Front-end source files
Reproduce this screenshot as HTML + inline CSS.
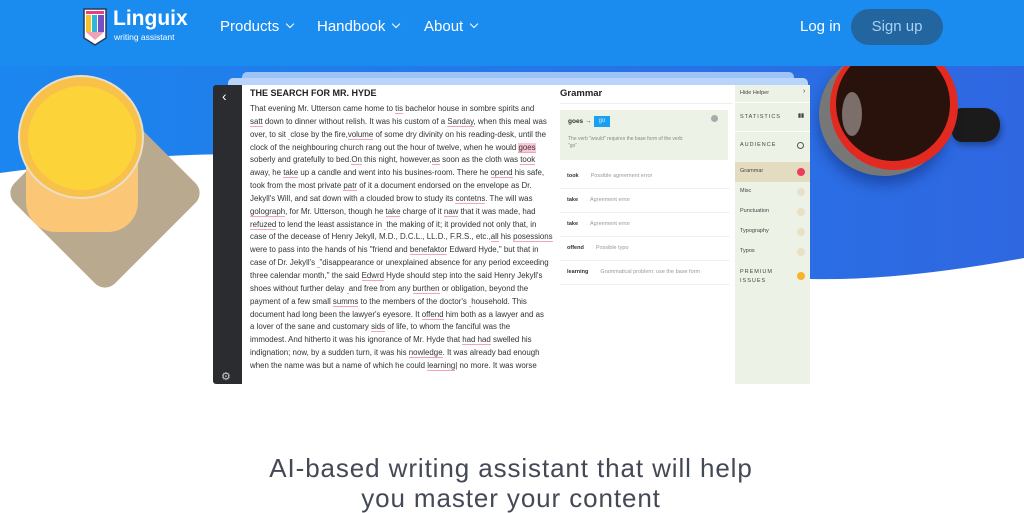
<!DOCTYPE html>
<html><head><meta charset="utf-8"><style>
*{margin:0;padding:0;box-sizing:border-box}
body{width:1024px;height:512px;overflow:hidden;background:#fff;font-family:"Liberation Sans",sans-serif;position:relative}
.abs{position:absolute}
.nav{left:0;top:0;width:1024px;height:66px;background:#1a8cf0;z-index:5}
.z{z-index:6}
.chev{display:inline-block;width:6px;height:6px;border-right:1.5px solid #fff;border-bottom:1.5px solid #fff;transform:rotate(45deg);margin-left:8px;position:relative;top:-4px}
.txt{left:250px;top:103px;width:300px;font-size:7.9px;line-height:12.85px;color:#333;white-space:nowrap}
.u{border-bottom:1px solid #f4a4b8}
.gp{left:556px;top:85px;width:179px;height:299px;background:#fff}
.side{left:735px;top:85px;width:75px;height:299px;background:#edf2e6}
.si{position:absolute;left:5px;font-size:5.5px;color:#444}
.b{position:absolute;right:5px;width:8px;height:8px;border-radius:50%;background:#e8e1c8}
.row{position:absolute;left:4px;width:170px;height:24px;border-bottom:1px solid #f0f0f0;font-size:5.5px;color:#999}
.row b{color:#333;display:inline-block;margin-left:7px;margin-right:12px;position:relative;top:8px}
.row span{position:relative;top:8px}
</style></head><body>
<div class="abs nav"></div>
<svg class="abs" style="left:0;top:66px" width="1024" height="230">
<defs><linearGradient id="g" x1="0" x2="1"><stop offset="0" stop-color="#1b86ef"/><stop offset="1" stop-color="#2f67e1"/></linearGradient></defs>
<path d="M0 0H1024V192Q900 215 810 213Q500 180 300 92Q200 80 0 107Z" fill="url(#g)"/>
</svg>
<!-- logo -->
<svg class="abs z" style="left:83px;top:8px" width="24" height="38" viewBox="0 0 24 38">
<path d="M1 1H23V30L12 37L1 30Z" fill="#fff" stroke="#2a3a55" stroke-width="1.5"/>
<rect x="3" y="3" width="18" height="3" fill="#e8407a"/>
<rect x="3" y="7" width="5" height="17" fill="#f6c22b"/><rect x="9" y="7" width="5" height="17" fill="#2fb6d9"/><rect x="15" y="7" width="6" height="17" fill="#7b4fc4"/>
<path d="M3 24L12 32L21 24Z" fill="#f2a0b5"/>
</svg>
<div class="abs z" style="left:113px;top:7px;color:#fff;font-size:21px;font-weight:bold">Linguix</div>
<div class="abs z" style="left:114px;top:32px;color:#fff;font-size:8.5px">writing assistant</div>
<a class="abs z" style="left:220px;top:18px;color:#fff;font-size:15px">Products<i class="chev"></i></a>
<a class="abs z" style="left:317px;top:18px;color:#fff;font-size:15px">Handbook<i class="chev"></i></a>
<a class="abs z" style="left:424px;top:18px;color:#fff;font-size:15px">About<i class="chev"></i></a>
<div class="abs z" style="left:800px;top:18px;color:#fff;font-size:15px">Log in</div>
<div class="abs z" style="left:851px;top:9px;width:92px;height:36px;border-radius:18px;background:#23669f;color:#a9d0f5;font-size:15px;text-align:center;line-height:36px">Sign up</div>
<!-- juice -->
<div class="abs" style="left:34px;top:122px;width:142px;height:142px;background:#b9a98e;border-radius:14px;transform:rotate(45deg)"></div>
<div class="abs" style="left:26px;top:130px;width:112px;height:102px;border-radius:0 0 30px 30px;background:#fbc676"></div>
<div class="abs" style="left:18px;top:75px;width:126px;height:124px;border-radius:50%;background:#f8c24a;border:2px solid #e9dfcc"></div>
<div class="abs" style="left:28px;top:86px;width:108px;height:104px;border-radius:50%;background:#fcd43a"></div>
<!-- mug -->
<div class="abs" style="left:952px;top:108px;width:48px;height:34px;border-radius:10px 16px 16px 10px;background:#1b1b1b;box-shadow:2px 4px 6px rgba(0,0,0,.3)"></div>
<div class="abs" style="left:819px;top:52px;width:130px;height:124px;border-radius:50%;background:#777;box-shadow:0 8px 14px rgba(0,20,80,.4)"></div>
<div class="abs" style="left:830px;top:42px;width:128px;height:128px;border-radius:50%;background:#e22a20"></div>
<div class="abs" style="left:836px;top:47px;width:114px;height:114px;border-radius:50%;background:#2a120c"></div>
<div class="abs" style="left:842px;top:92px;width:20px;height:44px;border-radius:50%;background:#a09694;opacity:.7"></div>
<!-- editor ghosts -->
<div class="abs" style="left:242px;top:72px;width:552px;height:20px;background:#9ec3f6;border-radius:5px"></div>
<div class="abs" style="left:228px;top:78px;width:580px;height:20px;background:#b9d4fa;border-radius:5px"></div>
<div class="abs" style="left:213px;top:85px;width:29px;height:299px;background:#2b2c30;border-radius:3px 0 0 3px"></div>
<div class="abs" style="left:222px;top:88px;color:#fff;font-size:14px">‹</div>
<div class="abs" style="left:221px;top:370px;color:#ccc;font-size:11px">⚙</div>
<div class="abs" style="left:242px;top:85px;width:314px;height:299px;background:#fff"></div>
<div class="abs" style="left:250px;top:88px;font-size:9px;font-weight:bold;color:#222">THE SEARCH FOR MR. HYDE</div>
<div class="abs txt">
That evening Mr. Utterson came home to <span class="u">tis</span> bachelor house in sombre spirits and<br>
<span class="u">satt</span> down to dinner without relish. It was his custom of a <span class="u">Sanday</span>, when this meal was<br>
over, to sit <span class="u">&nbsp;</span>close by the fire,<span class="u">volume</span> of some dry divinity on his reading-desk, until the<br>
clock of the neighbouring church rang out the hour of twelve, when he would <span class="u" style="background:#f9c9d5">goes</span><br>
soberly and gratefully to bed.<span class="u">On</span> this night, however,<span class="u">as</span> soon as the cloth was <span class="u">took</span><br>
away, he <span class="u">take</span> up a candle and went into his busines-room. There he <span class="u">opend</span> his safe,<br>
took from the most private <span class="u">patr</span> of it a document endorsed on the envelope as Dr.<br>
Jekyll's Will, and sat down with a clouded brow to study its <span class="u">contetns</span>. The will was<br>
<span class="u">golograph</span>, for Mr. Utterson, though he <span class="u">take</span> charge of it <span class="u">naw</span> that it was made, had<br>
<span class="u">refuzed</span> to lend the least assistance in <span class="u">&nbsp;</span>the making of it; it provided not only that, in<br>
case of the decease of Henry Jekyll, M.D., D.C.L., LL.D., F.R.S., etc.,<span class="u">all</span> his <span class="u">posessions</span><br>
were to pass into the hands of his "friend and <span class="u">benefaktor</span> Edward Hyde," but that in<br>
case of Dr. Jekyll's <span class="u">&nbsp;</span>"disappearance or unexplained absence for any period exceeding<br>
three calendar month," the said <span class="u">Edwrd</span> Hyde should step into the said Henry Jekyll's<br>
shoes without further delay <span class="u">&nbsp;</span>and free from any <span class="u">burthen</span> or obligation, beyond the<br>
payment of a few small <span class="u">summs</span> to the members of the doctor's <span class="u">&nbsp;</span>household. This<br>
document had long been the lawyer's eyesore. It <span class="u">offend</span> him both as a lawyer and as<br>
a lover of the sane and customary <span class="u">sids</span> of life, to whom the fanciful was the<br>
immodest. And hitherto it was his ignorance of Mr. Hyde that <span class="u">had had</span> swelled his<br>
indignation; now, by a sudden turn, it was his <span class="u">nowledge</span>. It was already bad enough<br>
when the name was but a name of which he could <span class="u">learning</span>| no more. It was worse
</div>
<div class="abs gp">
<div style="position:absolute;left:4px;top:3px;font-size:9.5px;font-weight:bold;color:#222">Grammar</div>
<div style="position:absolute;left:4px;top:18px;width:172px;height:1px;background:#eee"></div>
<div style="position:absolute;left:4px;top:25px;width:168px;height:50px;background:#edf2e6">
<span style="position:absolute;left:8px;top:8px;font-size:6.5px;font-weight:bold;color:#333">goes →</span>
<span style="position:absolute;left:34px;top:6px;width:16px;height:11px;background:#1aa0f0;color:#cdeaff;font-size:6px;text-align:center;line-height:11px">go</span>
<span style="position:absolute;left:8px;top:26px;font-size:5px;color:#888;line-height:7px">The verb "would" requires the base form of the verb:<br>"go"</span>
<span style="position:absolute;right:10px;top:5px;width:7px;height:7px;border-radius:50%;background:#aaa"></span>
</div>
<div class="row" style="top:80px"><b>took</b><span>Possible agreement error</span></div>
<div class="row" style="top:104px"><b>take</b><span>Agreement error</span></div>
<div class="row" style="top:128px"><b>take</b><span>Agreement error</span></div>
<div class="row" style="top:152px"><b>offend</b><span>Possible typo</span></div>
<div class="row" style="top:176px"><b>learning</b><span>Grammatical problem: use the base form</span></div>
</div>
<div class="abs side">
<div class="si" style="top:5px">Hide Helper</div><div class="si" style="left:68px;top:3px;font-size:7px">›</div>
<div style="position:absolute;left:0;top:17px;width:75px;height:1px;background:#fff"></div>
<div class="si" style="top:29px;letter-spacing:1px">STATISTICS</div><div class="si" style="left:63px;top:28px;font-weight:bold">▮▮</div>
<div style="position:absolute;left:0;top:46px;width:75px;height:1px;background:#fff"></div>
<div class="si" style="top:57px;letter-spacing:1px">AUDIENCE</div><div style="position:absolute;left:62px;top:57px;width:7px;height:7px;border:1.5px solid #555;border-radius:50%"></div>
<div style="position:absolute;left:0;top:77px;width:75px;height:20px;background:#e4dcc1"></div>
<div class="si" style="top:83px">Grammar</div><div class="b" style="top:83px;background:#f03b5e"></div>
<div class="si" style="top:103px">Misc</div><div class="b" style="top:103px"></div>
<div class="si" style="top:123px">Punctuation</div><div class="b" style="top:123px"></div>
<div class="si" style="top:143px">Typography</div><div class="b" style="top:143px"></div>
<div class="si" style="top:163px">Typos</div><div class="b" style="top:163px"></div>
<div class="si" style="top:183px;letter-spacing:1px;line-height:9px">PREMIUM<br>ISSUES</div><div class="b" style="top:187px;background:#f7b42a"></div>
</div>
<div class="abs" style="left:0;top:453px;width:1022px;text-align:center;font-size:26px;line-height:30px;letter-spacing:0.9px;color:#444956">AI-based writing assistant that will help<br>you master your content</div>
</body></html>
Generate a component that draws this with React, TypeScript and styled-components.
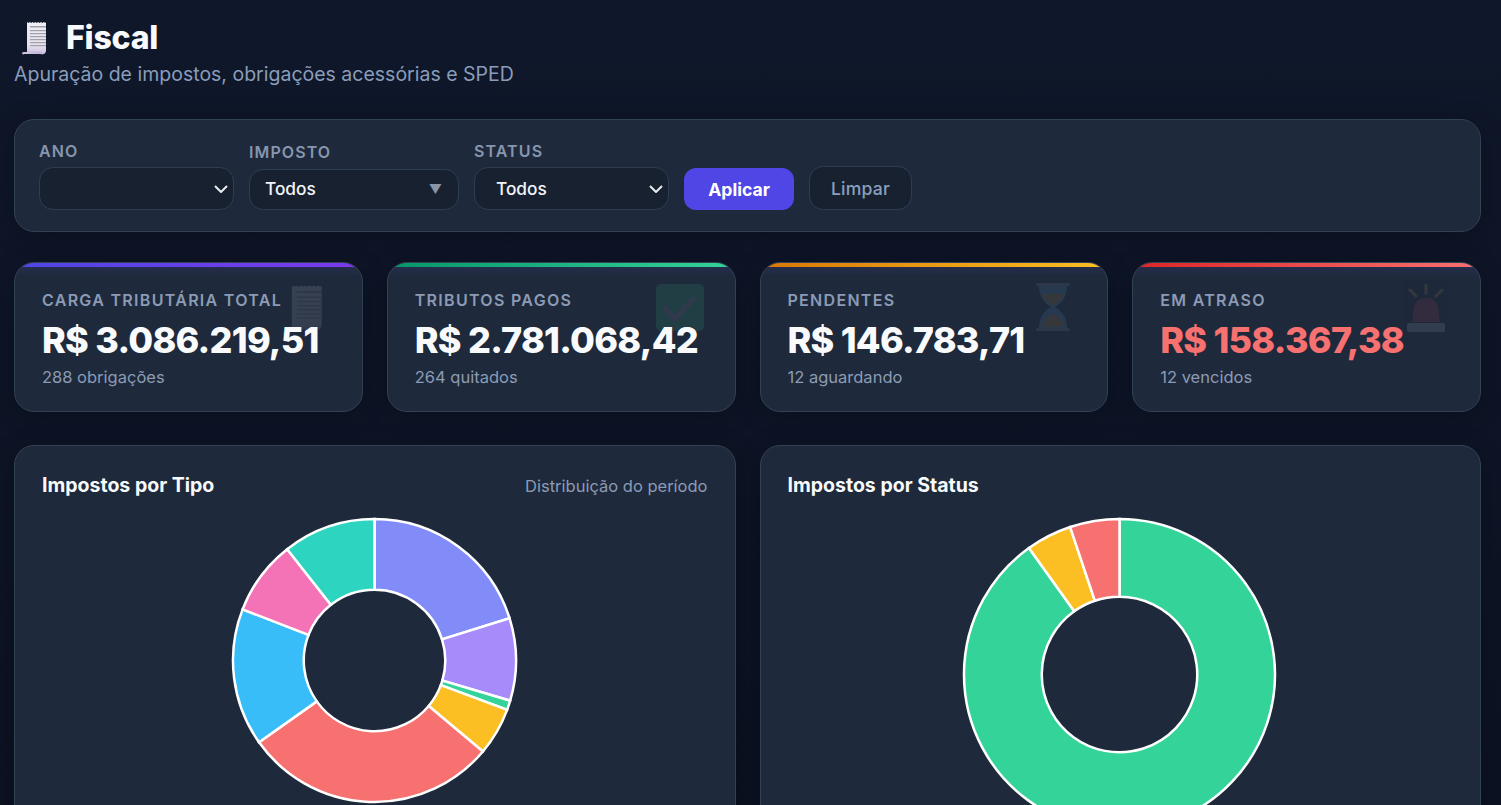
import React from 'react'
import styled, { createGlobalStyle } from 'styled-components'

const GlobalStyle = createGlobalStyle`
  html, body {
    margin: 0;
    padding: 0;
    height: 100%;
    overflow: hidden;
    background: #0b1120;
    font-family: Inter, "Noto Sans", sans-serif;
  }
  * { box-sizing: border-box; }
`

const Page = styled.div`
  min-height: 100vh;
  padding: 0 20px 40px 14px;
  background: linear-gradient(180deg, #0f172a 0%, #0b1120 100%);
`

const Header = styled.header`
  padding-top: 18px;
  margin-bottom: 32px;
`

const Title = styled.h1`
  display: flex;
  align-items: center;
  gap: 16px;
  margin: 0 0 4px;
  padding-left: 8px;
  font-size: 32px;
  line-height: 39px;
  font-weight: 800;
  color: #f8fafc;
  letter-spacing: -0.2px;
`

const Subtitle = styled.p`
  margin: 0;
  font-size: 19.5px;
  line-height: 26px;
  color: #8a9dba;
`

const FilterPanel = styled.section`
  display: flex;
  align-items: flex-end;
  gap: 15px;
  height: 113px;
  padding: 0 24px 21px;
  margin-bottom: 30px;
  background: #1e293b;
  border: 1px solid #334155;
  border-radius: 20px;
  box-shadow: 0 4px 24px rgba(0, 0, 0, 0.25);
`

const Field = styled.label<{ $width: number }>`
  display: flex;
  flex-direction: column;
  gap: 6px;
  width: ${p => p.$width}px;
`

const FieldLabel = styled.span`
  font-size: 16px;
  line-height: 20px;
  font-weight: 600;
  letter-spacing: 1.1px;
  color: #8796ae;
`

const SelectWrap = styled.div`
  position: relative;
`

const Select = styled.select`
  appearance: none;
  display: block;
  height: 43px;
  width: 100%;
  padding: 0 21px;
  background: #182130;
  border: 1px solid #2f3d54;
  border-radius: 14px;
  color: #f1f5f9;
  font: 500 17.3px Inter, sans-serif;
`

const Chevron = styled.svg`
  position: absolute;
  top: 18px;
  right: 6px;
  pointer-events: none;
`

const CustomSelect = styled.div`
  display: flex;
  align-items: center;
  justify-content: space-between;
  height: 41px;
  margin-top: 1px;
  padding: 0 16px 2px 15px;
  background: #182130;
  border: 1px solid #2f3d54;
  border-radius: 14px;
  color: #f1f5f9;
  font-size: 17.3px;
  font-weight: 500;
`

const Caret = styled.span`
  font-size: 13px;
  color: #8b95a8;
`

const ApplyButton = styled.button`
  width: 110px;
  height: 42px;
  background: #4f46e5;
  border: 0;
  border-radius: 12px;
  color: #fff;
  font: 700 17.6px Inter, sans-serif;
`

const ClearButton = styled.button`
  width: 103px;
  height: 44px;
  background: #182130;
  border: 1px solid #2f3d54;
  border-radius: 14px;
  color: #8aa0bd;
  font: 500 17.6px Inter, sans-serif;
  letter-spacing: 0.2px;
`

const KpiGrid = styled.section`
  display: grid;
  grid-template-columns: repeat(4, 1fr);
  gap: 24px;
  margin-bottom: 33px;
`

const KpiCard = styled.article<{ $from: string; $to: string }>`
  position: relative;
  height: 150px;
  padding: 27px 27px 0;
  overflow: hidden;
  background: linear-gradient(180deg, #272f52 0, #1e293b 14px);
  border: 1px solid #334155;
  border-radius: 20px;
  box-shadow: 0 4px 24px rgba(0, 0, 0, 0.25);

  &::before {
    content: '';
    position: absolute;
    top: 0;
    left: 0;
    right: 0;
    height: 4px;
    background: linear-gradient(90deg, ${p => p.$from}, ${p => p.$to});
  }
`

const KpiIcon = styled.div<{ $right: number; $top: number }>`
  position: absolute;
  top: ${p => p.$top}px;
  right: ${p => p.$right}px;
  opacity: 0.12;
`

const KpiLabel = styled.div`
  position: relative;
  font-size: 16px;
  line-height: 20px;
  font-weight: 600;
  letter-spacing: 1.3px;
  color: #8c9bb5;
`

const KpiValue = styled.div<{ $danger?: boolean }>`
  position: relative;
  margin-top: 8px;
  font-size: 36px;
  line-height: 44px;
  font-weight: 800;
  letter-spacing: -0.75px;
  color: ${p => (p.$danger ? '#f87171' : '#f8fafc')};
`

const KpiSub = styled.div`
  position: relative;
  margin-top: 5px;
  font-size: 16.5px;
  line-height: 20px;
  color: #8c9bb5;
`

const ChartGrid = styled.section`
  display: grid;
  grid-template-columns: 1fr 1fr;
  gap: 24px;
`

const ChartCard = styled.article`
  height: 470px;
  padding: 26px 27px;
  background: #1e293b;
  border: 1px solid #334155;
  border-radius: 20px;
  box-shadow: 0 4px 24px rgba(0, 0, 0, 0.25);
`

const ChartHeader = styled.div`
  display: flex;
  align-items: center;
  justify-content: space-between;
  height: 26px;
  margin-bottom: 19px;
`

const ChartTitle = styled.h2`
  margin: 0;
  font-size: 19.5px;
  font-weight: 700;
  color: #f8fafc;
`

const ChartNote = styled.span`
  padding-top: 2px;
  font-size: 16.5px;
  color: #8c9bb5;
`

const DonutBox = styled.div`
  display: flex;
  justify-content: center;
`

// angle in degrees, clockwise from the top
const polar = (c: number, r: number, deg: number) => {
  const a = (deg * Math.PI) / 180
  return `${(c + r * Math.sin(a)).toFixed(2)} ${(c - r * Math.cos(a)).toFixed(2)}`
}

const Donut = ({ radius, slices }: { radius: number; slices: { end: number; color: string }[] }) => {
  const c = radius + 2
  const inner = radius / 2
  let start = 0
  return (
    <svg width={c * 2 + 1} height={c * 2}>
      {slices.map(s => {
        const large = s.end - start > 180 ? 1 : 0
        const d = [
          `M${polar(c, radius, start)}`,
          `A${radius} ${radius} 0 ${large} 1 ${polar(c, radius, s.end)}`,
          `L${polar(c, inner, s.end)}`,
          `A${inner} ${inner} 0 ${large} 0 ${polar(c, inner, start)}`,
          'Z'
        ].join(' ')
        start = s.end
        return <path key={s.end} d={d} fill={s.color} stroke="#fff" strokeWidth={2.5} />
      })}
    </svg>
  )
}

const SelectChevron = () => (
  <Chevron width="14" height="8" viewBox="0 0 14 8">
    <path d="M1 1l6 6 6-6" fill="none" stroke="#e8edf3" strokeWidth="2" />
  </Chevron>
)

const ReceiptIcon = ({ id, width, height }: { id: string; width: number; height: number }) => (
  <svg width={width} height={height} viewBox="0 0 28 34" preserveAspectRatio="none">
    <defs>
      <linearGradient id={id} x1="0" y1="0" x2="0" y2="1">
        <stop offset="0" stopColor="#f1f0f4" />
        <stop offset="0.7" stopColor="#e6e2ec" />
        <stop offset="1" stopColor="#cdbfe0" />
      </linearGradient>
    </defs>
    <path
      d="M5 1l1.4 1 1.4-1 1.4 1 1.4-1 1.4 1 1.4-1 1.400 1 1.400-1 1.400 1 1.400-1 1.400 1 1.400-1 1.400 1 .8-1v28c0 2.400-1 4-3 4H2.500C1 34 0 33 0 31.500c1-.5 4-.5 5-.5z"
      fill={`url(#${id})`}
    />
    <path d="M22 34c-1.500-.7-2-2-2-3.500H4" fill="#b9a9d2" opacity="0.5" />
    <g fill="#a0a0ac">
      <rect x="8" y="5" width="16" height="1.500" />
      <rect x="8" y="9" width="16" height="1.200" />
      <rect x="8" y="12" width="16" height="1.200" />
      <rect x="8" y="15" width="16" height="1.200" />
      <rect x="8" y="18" width="16" height="1.200" />
      <rect x="8" y="21" width="16" height="1.200" />
      <rect x="8" y="24" width="16" height="1.200" />
    </g>
  </svg>
)

const CheckIcon = () => (
  <svg width="48" height="47" viewBox="0 0 48 47">
    <rect width="48" height="47" rx="5" fill="#2fd28a" />
    <path d="M9 24l10 11L37 15" fill="none" stroke="#b9a9d2" strokeWidth="5" strokeLinecap="round" strokeLinejoin="round" />
  </svg>
)

const HourglassIcon = () => (
  <svg width="36" height="48" viewBox="0 0 36 48">
    <path d="M4 3h28c0 12-6 17-12 21 6 4 12 9 12 21H4c0-12 6-17 12-21C10 20 4 15 4 3z" fill="#6ab0dc" />
    <path d="M7 11h22c-2 6-7 9-11 12-4-3-9-6-11-12z" fill="#d89a40" />
    <path d="M7 44c1-7 6-11 11-13 5 2 10 6 11 13z" fill="#d89a40" />
    <rect x="1" width="34" height="3" rx="1.500" fill="#8f9bb0" />
    <rect x="1" y="45" width="34" height="3" rx="1.500" fill="#8f9bb0" />
  </svg>
)

const SirenIcon = () => (
  <svg width="38" height="48" viewBox="0 0 38 48">
    <path d="M19 1v8M3 6l6 6M35 6l-6 6" stroke="#c9a83f" strokeWidth="3" strokeLinecap="round" />
    <path d="M5 38l2-14c1-7 6-10 12-10s11 3 12 10l2 14z" fill="#c8405a" />
    <rect y="39" width="38" height="9" rx="2" fill="#c3cbe0" />
  </svg>
)

const impostoSlices = [
  { end: 72.6, color: '#818cf8' },
  { end: 106.5, color: '#a78bfa' },
  { end: 110.4, color: '#34d399' },
  { end: 130, color: '#fbbf24' },
  { end: 234.7, color: '#f87171' },
  { end: 291.2, color: '#38bdf8' },
  { end: 321.9, color: '#f472b6' },
  { end: 360, color: '#2dd4bf' }
]

const statusSlices = [
  { end: 324.4, color: '#34d399' },
  { end: 341.5, color: '#fbbf24' },
  { end: 360, color: '#f87171' }
]

const kpis = [
  { label: 'CARGA TRIBUTÁRIA TOTAL', value: 'R$ 3.086.219,51', sub: '288 obrigações', from: '#4f46e5', to: '#7c3aed', right: 34, top: 21, icon: <ReceiptIcon id="paperFlat" width={44} height={47} /> },
  { label: 'TRIBUTOS PAGOS', value: 'R$ 2.781.068,42', sub: '264 quitados', from: '#059669', to: '#34d399', right: 31, top: 21, icon: <CheckIcon /> },
  { label: 'PENDENTES', value: 'R$ 146.783,71', sub: '12 aguardando', from: '#d97706', to: '#fbbf24', right: 36, top: 20, icon: <HourglassIcon /> },
  { label: 'EM ATRASO', value: 'R$ 158.367,38', sub: '12 vencidos', from: '#dc2626', to: '#f87171', right: 35, top: 21, icon: <SirenIcon />, danger: true }
]

const App = () => (
  <Page>
    <GlobalStyle />
    <Header>
      <Title>
        <ReceiptIcon id="paper" width={28} height={34} />
        Fiscal
      </Title>
      <Subtitle>Apuração de impostos, obrigações acessórias e SPED</Subtitle>
    </Header>

    <FilterPanel>
      <Field $width={195}>
        <FieldLabel>ANO</FieldLabel>
        <SelectWrap>
          <Select defaultValue="">
            <option value="" />
          </Select>
          <SelectChevron />
        </SelectWrap>
      </Field>
      <Field $width={210}>
        <FieldLabel>IMPOSTO</FieldLabel>
        <CustomSelect>
          Todos
          <Caret>▼</Caret>
        </CustomSelect>
      </Field>
      <Field $width={195}>
        <FieldLabel>STATUS</FieldLabel>
        <SelectWrap>
          <Select defaultValue="Todos">
            <option>Todos</option>
          </Select>
          <SelectChevron />
        </SelectWrap>
      </Field>
      <ApplyButton>Aplicar</ApplyButton>
      <ClearButton>Limpar</ClearButton>
    </FilterPanel>

    <KpiGrid>
      {kpis.map(k => (
        <KpiCard key={k.label} $from={k.from} $to={k.to}>
          <KpiIcon $right={k.right} $top={k.top}>{k.icon}</KpiIcon>
          <KpiLabel>{k.label}</KpiLabel>
          <KpiValue $danger={k.danger}>{k.value}</KpiValue>
          <KpiSub>{k.sub}</KpiSub>
        </KpiCard>
      ))}
    </KpiGrid>

    <ChartGrid>
      <ChartCard>
        <ChartHeader>
          <ChartTitle>Impostos por Tipo</ChartTitle>
          <ChartNote>Distribuição do período</ChartNote>
        </ChartHeader>
        <DonutBox>
          <Donut radius={141.5} slices={impostoSlices} />
        </DonutBox>
      </ChartCard>
      <ChartCard>
        <ChartHeader>
          <ChartTitle>Impostos por Status</ChartTitle>
        </ChartHeader>
        <DonutBox>
          <Donut radius={155.5} slices={statusSlices} />
        </DonutBox>
      </ChartCard>
    </ChartGrid>
  </Page>
)

export default App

• [Required task]: Copy each line above that contains the word "inline".

• [Answer in full]:
Reproduce this screenshot as HTML + inline CSS.
.chev{display:inline-block;width:6px;height:6px;border-right:1.5px solid #fff;border-bottom:1.5px solid #fff;transform:rotate(45deg);margin-left:8px;position:relative;top:-4px}
.row b{color:#333;display:inline-block;margin-left:7px;margin-right:12px;position:relative;top:8px}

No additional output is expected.